Find a teacher with whom you can practice with at home, whether that’s through a live class or an on-demand pre-recorded class (or a mixture of both, if possible). Even if you have your own self-led practice, it’s still valuable to have access to a teacher to guide and inspire you. I have my own self-led practice but I still enjoy being led by my teacher via his on-demand classes on a regular basis; it allows me to switch off and prompts enquiry, growth and adds a richness to my practice.
2. Create your practice space.
Firstly, let’s acknowledge that when you are practicing at home, there may be more distractions than when you are in a class, and maintaining focus may be more challenging. So, find a place which is easily accessible (e.g. so you don’t need to move furniture) and away from distractions. Tell your family or housemates that you are shutting yourself away to practice for thirty minutes so that they will leave you in peace (hopefully!). You need enough space for your mat and enough clearance away from furniture so that you won’t bash into things. However, you don’t need acres of space. I practice in my bedroom, at the end of the bed. It’s not a huge space but it’s enough for me to move freely and safely, and importantly, it’s away from distractions and easily accessible. Once you’ve found your place, you might like to add items to create a calm and nourishing environment; you could light candles (I love St Eval candles) or use an oil diffuser. You could play music too.
3. Have the equipment you need, or improvise, and make it accessible.
Make sure that all of your equipment is easily accessible. If it’s tucked away at the back of your cupboard then getting it out every time is going to be a barrier. It’s best to use a mat (I love lululemon’s 5mm reversable mat). I’m a big advocate of using props too. For an asana practice that might be two bricks for your hands, a big block to sit on, a belt and a blanket. For Restorative Yoga you might have a bolster, blankets and an eye pillow too. For meditation you might have a cushion or a block to sit on. I get my yoga props from Yogamatters. But, fear not. If you don’t have these things you can always improvise; hardback books, biscuit jars and resistance bands all work just as well, so be resourceful!
4. Wear comfortable clothing.
The great news is, you don’t need to make any effort to prepare for your home practice. When you are practicing at home, anything goes! Pyjamas, sweatpants, or your best leggings – it doesn’t matter what you wear as long as you feel comfortable and able to move freely.
5. Make your yoga practice a habit.
Try to shift your perspective so that you view your yoga practice as a priority and integrate it into your life as a habit. According to James Clear in his book Atomic Habits “A habit is a behaviour that has been repeated enough times to become automatic. Your identity emerges out of your habits. Your habits are how you embody your identity. Every action is a vote for the type of person you want to become.” By making your yoga practice a habit, being a yoga practitioner can become part of your identity, helping you to automatically make more positive choices, to believe in your ability to accomplish things and to help you to become the type of person you wish to be. I’d highly recommend the book Atomic Habits by James Clear if you’d like to learn more about this topic.
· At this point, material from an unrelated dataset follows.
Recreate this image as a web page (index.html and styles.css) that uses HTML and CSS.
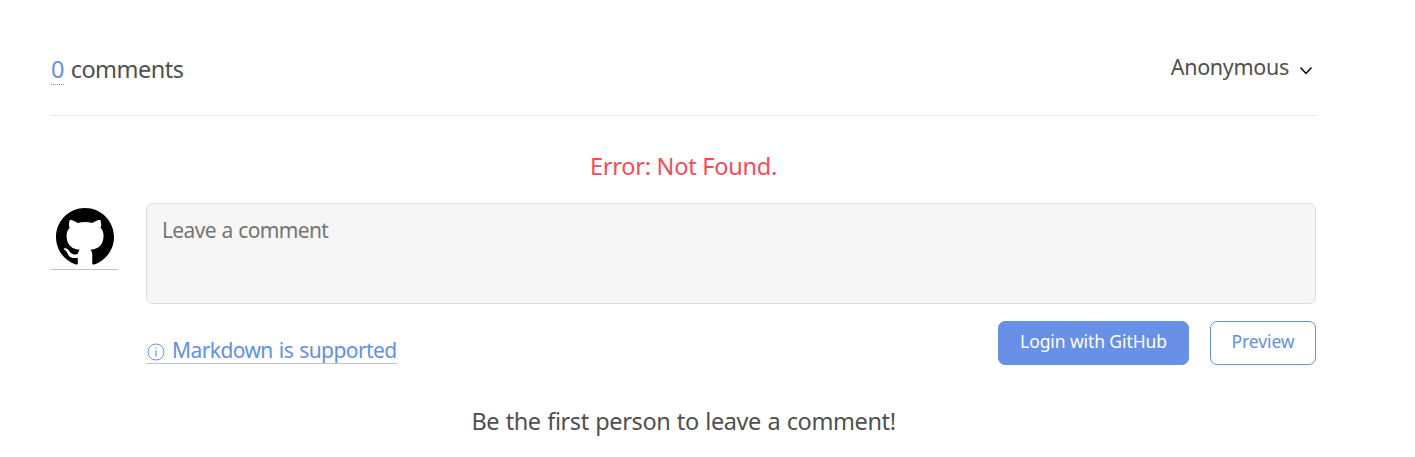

In order to integrate yoga into your life as a habit, you may find it useful to create an intention so that it’s an obvious and committed part of your schedule. A simple way to do this is to allocate time in your diary. You can book onto a live class in order to allocate time, but if you are following an on-demand class or you are practicing by yourself then you might find it useful to schedule this yourself, as if you are creating a meeting with yourself and your mat. For example, “Starting from 1st August, I will practice yoga at 6.30pm on Mondays, Wednesdays and Fridays after I get home from work and before I have dinner”. This obvious cue will create structure and commitment from which you can build your practice habit. If you miss a session, make sure that you never miss two sessions in a row. If you have young children and struggle to find ‘alone’ time at home, scheduling time and asking someone to take care of them at this consistent time every week may help you to find a routine.
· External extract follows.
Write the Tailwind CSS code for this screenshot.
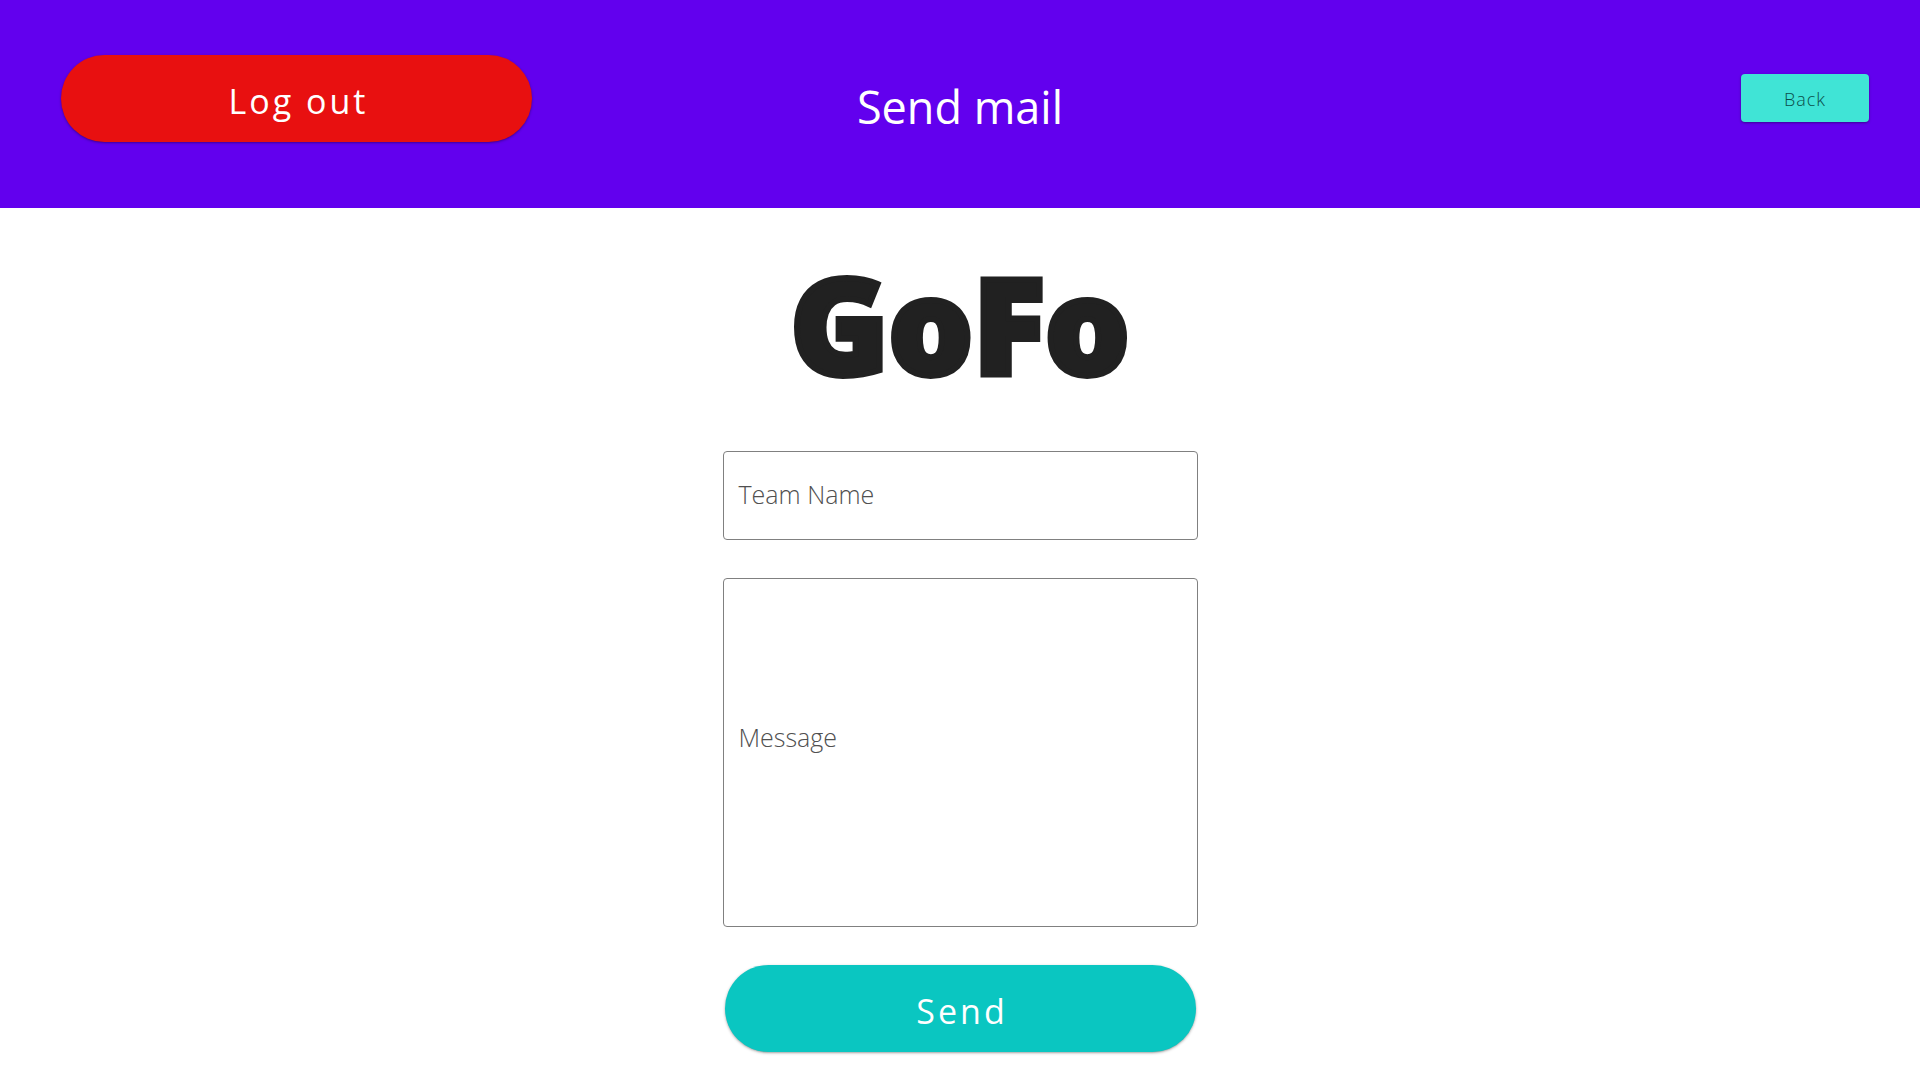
<!DOCTYPE html>
<html lang="en">
<head>
<meta charset="utf-8">
<title>Send mail</title>
<script src="https://cdn.jsdelivr.net/npm/@tailwindcss/browser@4"></script>
</head>
<body class="min-h-screen bg-white font-['Open_Sans','Noto_Sans',sans-serif]">
<header class="grid h-52 grid-cols-3 items-center bg-[#6200ee] px-[51px] pb-3">
  <button type="button" class="ml-[10px] h-[87px] w-full max-w-[471px] rounded-full bg-[#e81010] pt-1.5 pl-1 text-[34px] tracking-[3px] text-white shadow-sm shadow-black/30">Log out</button>
  <h1 class="pt-4 text-center text-[45px] leading-none text-white">Send mail</h1>
  <button type="button" class="h-12 w-32 justify-self-end rounded-sm bg-[#40e4d6] pt-0.5 text-[18px] font-light tracking-[1px] text-[#0c4f4a] shadow-sm shadow-black/30">Back</button>
</header>
<main class="mx-auto flex w-full max-w-[475px] flex-col">
  <p class="flex h-[243px] items-center justify-center pb-3 text-[133px] leading-none font-extrabold text-[#212121] [-webkit-text-stroke:6px_#212121]">GoFo</p>
  <form class="flex flex-col">
    <div class="grid h-[89px] items-center">
      <input id="team" type="text" class="col-start-1 row-start-1 h-full w-full rounded border border-[#808080] px-4 text-2xl">
      <label for="team" class="pointer-events-none col-start-1 row-start-1 pb-1 pl-4 text-[25px] leading-8 font-light text-[#505050]">Team Name</label>
    </div>
    <div class="mt-[38px] grid h-[349px] items-center">
      <textarea id="message" class="col-start-1 row-start-1 h-full w-full resize-none rounded border border-[#808080] p-4 text-2xl"></textarea>
      <label for="message" class="pointer-events-none col-start-1 row-start-1 pb-8 pl-4 text-[25px] leading-8 font-light text-[#505050]">Message</label>
    </div>
    <button type="button" class="mx-[2px] mt-[38px] h-[87px] rounded-full bg-[#0ac6c1] pt-1.5 pl-1 text-[34px] tracking-[3px] text-white shadow-sm shadow-black/30">Send</button>
  </form>
</main>
</body>
</html>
6. Shift your expectations of time.
It’s important to be disciplined with keeping to your practice commitment, but be flexible, not rigid, with your expectations of the duration. Your home practice doesn’t need to be an hour every day (mine rarely is!). A short practice is better than nothing. If you are short on time, commit to just ten minutes. Ten minutes on your mat is better than zero minutes. Get on your mat and do it! I often find that when I only plan to spend ten minutes on my mat, it ends up as being twenty minutes, so set the bar low and see where that takes you. Remember that the more frequently you practice, the greater the impact on your physical and mental wellbeing. Repetition is key, so a short practice is better than nothing.
7. Do what you love.
This is YOUR practice. This is YOUR free time. Make sure you enjoy it. Practice at home with the teacher that you love. When you are doing a self-led practice, do the poses that you love, and the poses that make you feel good. There is no wrong or right, and you shouldn’t feel that you are obliged to do any particular pose. You have the freedom to use your time on your mat in the way that you want to. If you do what you love, you’ll love what you do, and that will motivate you to make more time for your practice.
8. Celebrate your wins!
It’s nourishing to reflect on how your practice is progressing. Whether that’s taking stock of how much more focused your mind is when you are meditating, how much stronger you feel in plank, or your progress with balancing in handstand, take time to consider how far you have come. You might also like to reflect on how your practice has impacted you on personal level; perhaps you’ve seen a change in your confidence, in your ability to remain calm and balanced in the face of adversity, or in your general outlook on life. You might like to do this by keeping a journal, by writing a blog, sharing your experiences with your yoga community or simply by giving yourself a pat on the back from time to time.